Educación y Constitución

 

    ( Publicado en Diario SUR de Málaga  el 29 de noviembre de 2020) 

Las reglas del juego (IV)




Pactar exige madurez

Al principio, de niños, nos resistimos a transigir con cualquier tipo de pacto. Me recuerdo en mi primera infancia muy aficionado a coleccionar una inacabable lista de agravios, reales o imaginarios, para los que constantemente exigía una satisfacción, como los héroes que me gustaba imitar, que no dudaban en batirse con cualquiera ante la más mínima afrenta. Poco importaba que el duelo fuera solo a primera sangre y que los adversarios solieran terminar como inseparables compañeros de aventuras.
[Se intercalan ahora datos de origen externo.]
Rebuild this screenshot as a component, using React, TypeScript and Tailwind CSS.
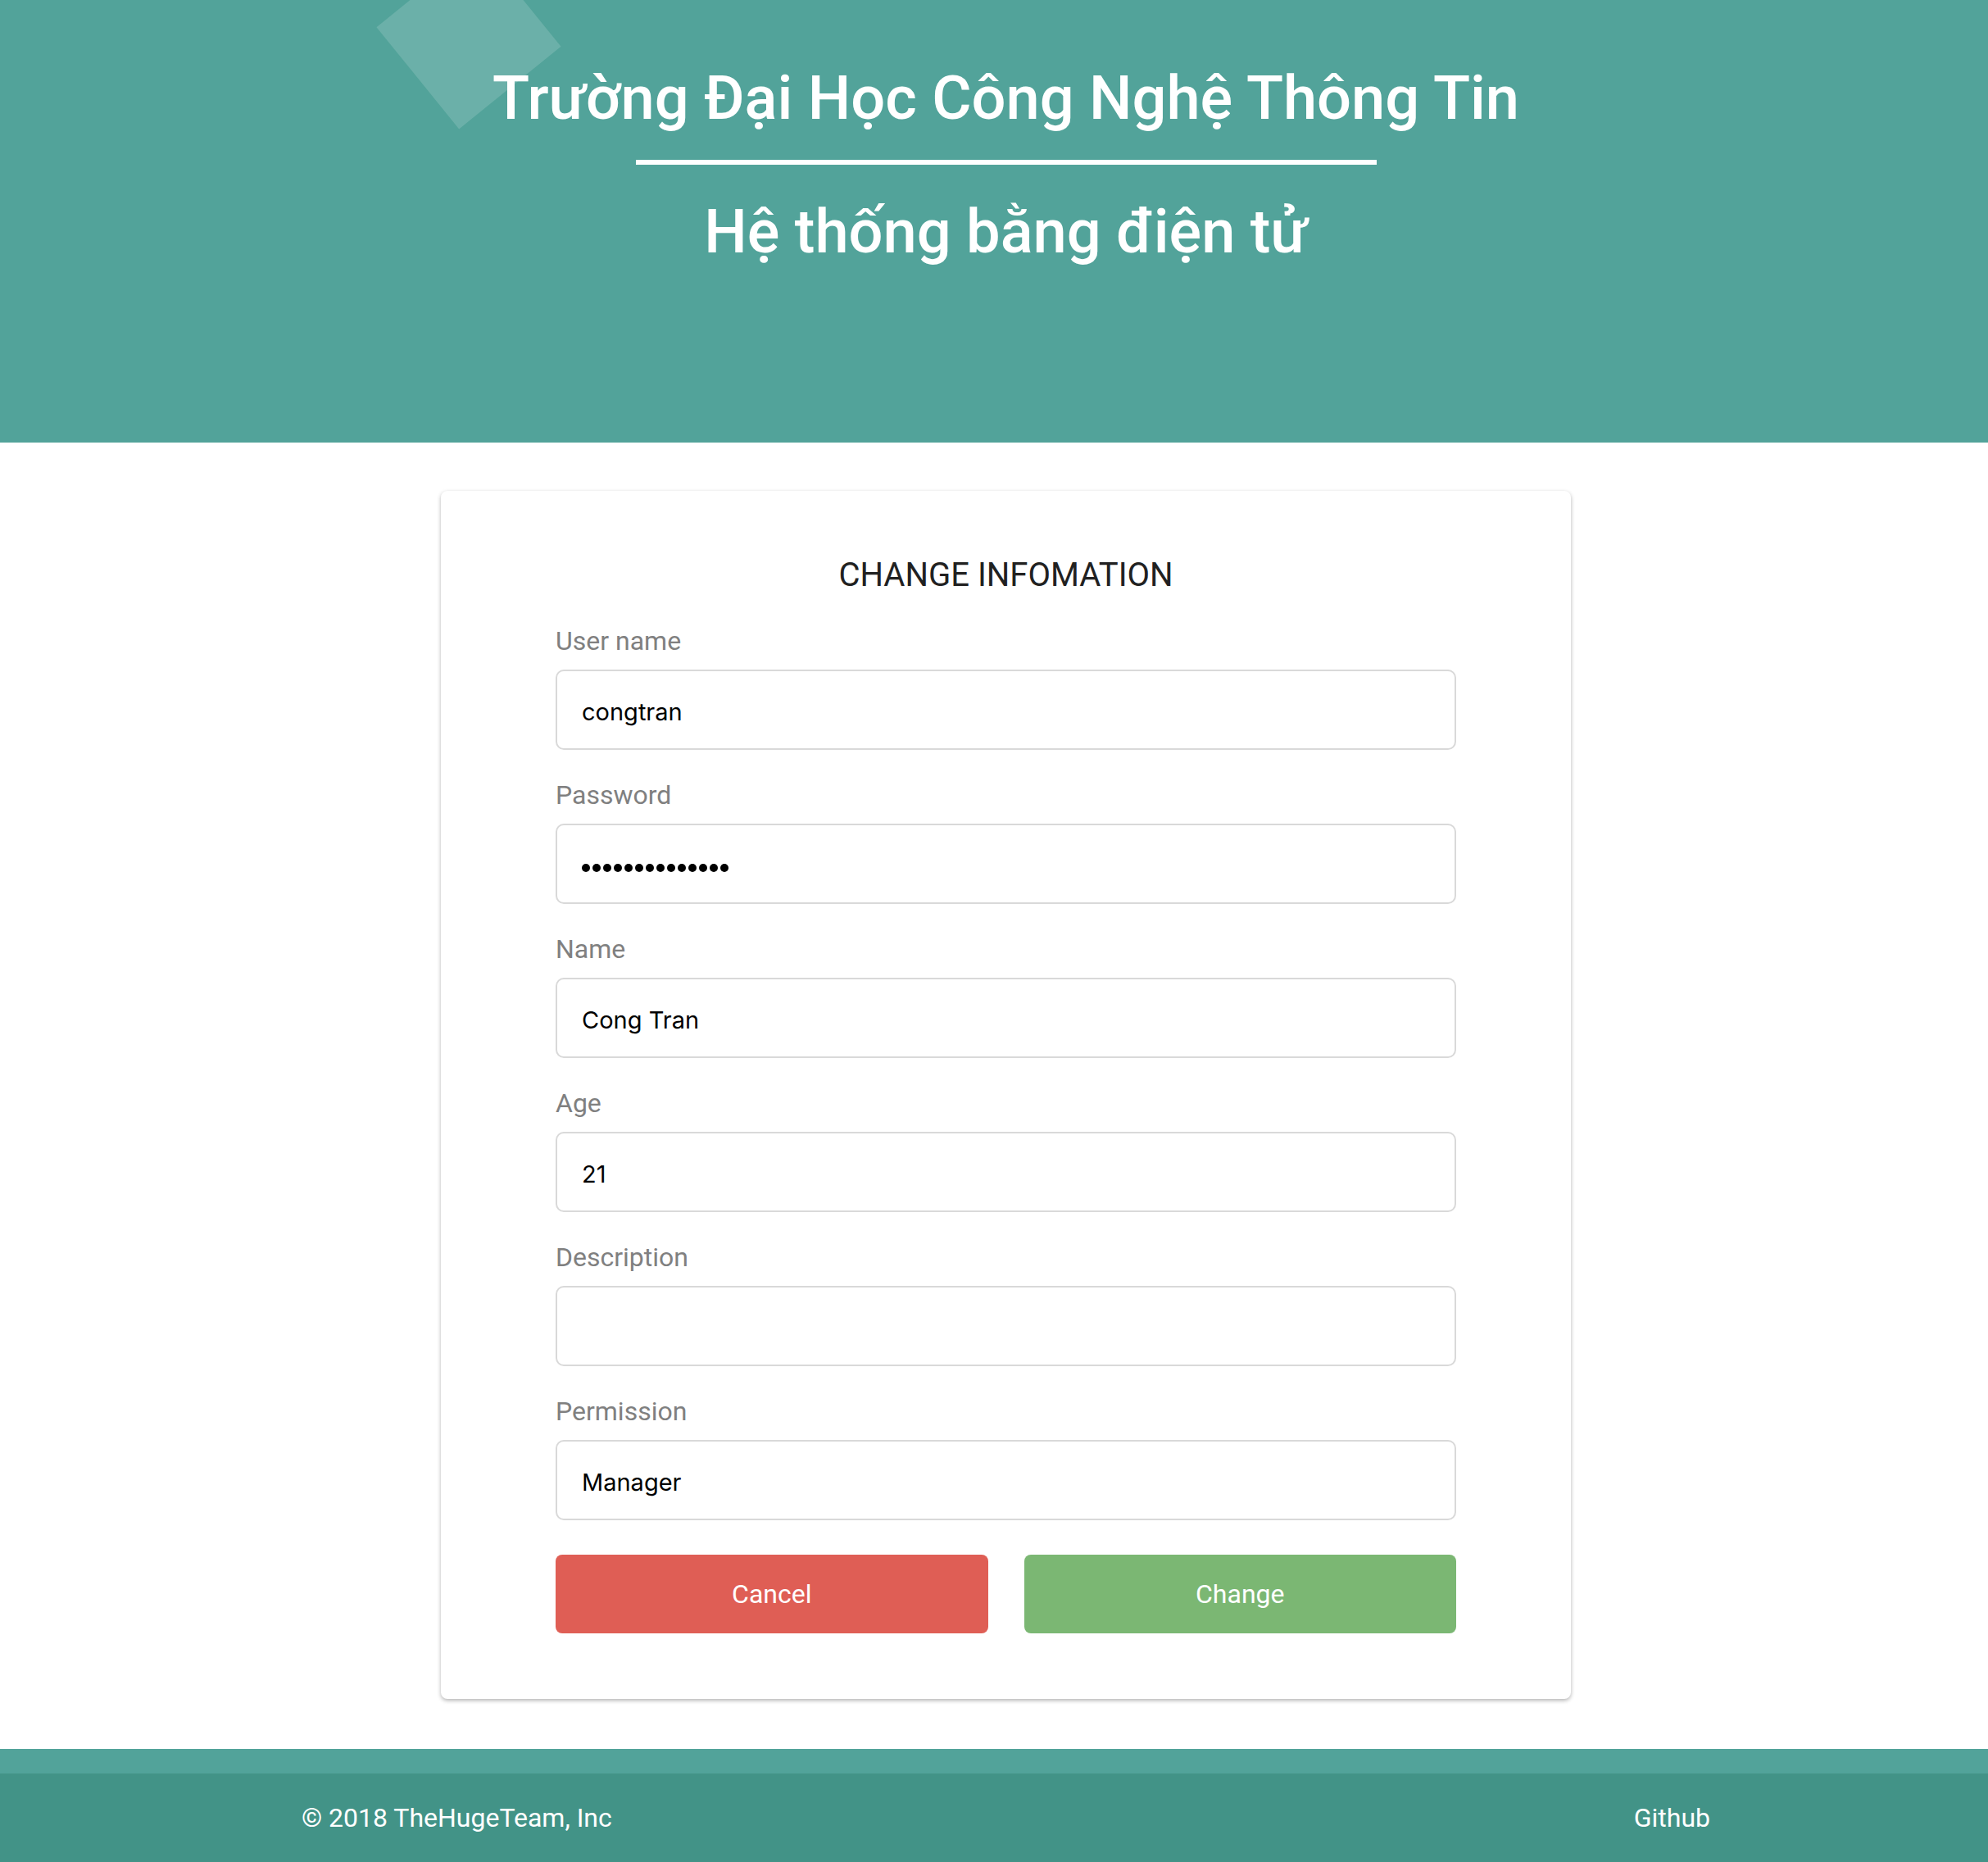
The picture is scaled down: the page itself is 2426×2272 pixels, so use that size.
import React from "react";

const fields = [
  { label: "User name", value: "congtran" },
  { label: "Password", value: "", password: true },
  { label: "Name", value: "Cong Tran" },
  { label: "Age", value: "21" },
  { label: "Description", value: "" },
  { label: "Permission", value: "Manager" },
];

export default function App() {
  return (
    <div className="min-h-[2272px] bg-white font-['Roboto',sans-serif]">
      <header className="relative h-[540px] overflow-hidden bg-[#52a39a] pl-[29px] text-white">
        {/* decorative diamond */}
        <div className="absolute left-[492px] top-[-35px] h-[160px] w-[160px] rotate-[51deg] bg-white/15" />
        <div className="relative flex flex-col items-center pt-[83px]">
          <h1 className="text-[74px] font-medium leading-none">Trường Đại Học Công Nghệ Thông Tin</h1>
          <div className="mt-[38px] h-[6px] w-[904px] bg-white" />
          <h2 className="mt-[45px] text-[74px] font-medium leading-none">Hệ thống bằng điện tử</h2>
        </div>
      </header>

      <main className="pl-[29px] pt-[59px] pb-[61px]">
        <div className="mx-auto w-[1379px] rounded-[8px] bg-white px-[140px] pt-[83px] pb-[80px] shadow-[0_2px_5px_rgba(0,0,0,0.3)]">
          <div className="text-center text-[40px] leading-none text-[#212121]">CHANGE INFOMATION</div>
          <div className="mt-[44px]">
            {fields.map((f, i) => (
              <div key={f.label} className={i === 0 ? "" : "mt-[39px]"}>
                <div className="text-[32px] leading-none text-[#808080]">{f.label}</div>
                <div className="mt-[19px] flex h-[98px] items-center rounded-[10px] border-2 border-[#d9d9d9] bg-white pl-[30px] pt-[6px] font-['Inter',sans-serif] text-[29px] text-black">
                  {f.password ? (
                    <div className="flex gap-[3px] pt-[4px]">
                      {Array.from({ length: 14 }).map((_, j) => (
                        <span key={j} className="h-[10px] w-[10px] rounded-full bg-black" />
                      ))}
                    </div>
                  ) : (
                    f.value
                  )}
                </div>
              </div>
            ))}
          </div>
          <div className="mt-[42px] grid grid-cols-2 gap-[44px]">
            <button className="h-[96px] rounded-[8px] bg-[#df5e55] text-[32px] text-white">Cancel</button>
            <button className="h-[96px] rounded-[8px] bg-[#7bb773] text-[32px] text-white">Change</button>
          </div>
        </div>
      </main>

      <footer>
        <div className="h-[30px] bg-[#52a39a]" />
        <div className="flex h-[108px] items-center bg-[#429387] pl-[29px] text-white">
          <div className="mx-auto flex w-[1719px] items-center justify-between text-[32px]">
            <span>© 2018 TheHugeTeam, Inc</span>
            <span>Github</span>
          </div>
        </div>
      </footer>
    </div>
  );
}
Ni el honor quedaba restañado ni la amistad era posible si no se conseguía antes la satisfacción requerida. Luego, vamos madurando.

Nadie sabe ya a ciencia cierta cuándo empezó la lista de afrentas (reales o imaginarias) que nuestros representantes públicos se han venido infligiendo unos a otros a cuenta de la educación de nuestros hijos. Lo que sí sabemos es que cada vez que nos enteramos de la última se nos pretende tranquilizar con el anuncio de que no tardará mucho en darse una respuesta igualmente contundente desde la otra parte. Nada menos tranquilizador, sin embargo, que ese lenguaje adolescente («¡ya te enterarás!») que augura que, en cuanto se tercie, se añadirá a la interminable cadena de agravios un eslabón más, otra vez condenado a durar un par de legislaturas, como condenado está el otoño a durar lo que tarda en llegar el invierno. 

Y sin embargo, no siempre fue así. Cuando se hizo el pacto constituyente, los ponentes constitucionales se las arreglaron para que la Constitución recogiera, uno al lado del otro, los dos derechos fundamentales que, desde entonces, deben guiar las leyes educativas: «Todos tienen derecho a la educación. Se reconoce la libertad de enseñanza». De un lado, un derecho social de carácter universal, cuyo acceso tiene que estar asegurado por el Estado como garante de la igualdad; del otro, un derecho de libertad, que obliga a ese mismo Estado a amparar las convicciones que los padres elijan para guiar la formación de sus hijos. Claro que hay tensión entre uno y otro derecho, pero el modelo constitucional exige que la Ley respete ambos a la vez. El trabajo del Parlamento debería consistir en buscar acuerdos que permitieran esa convivencia.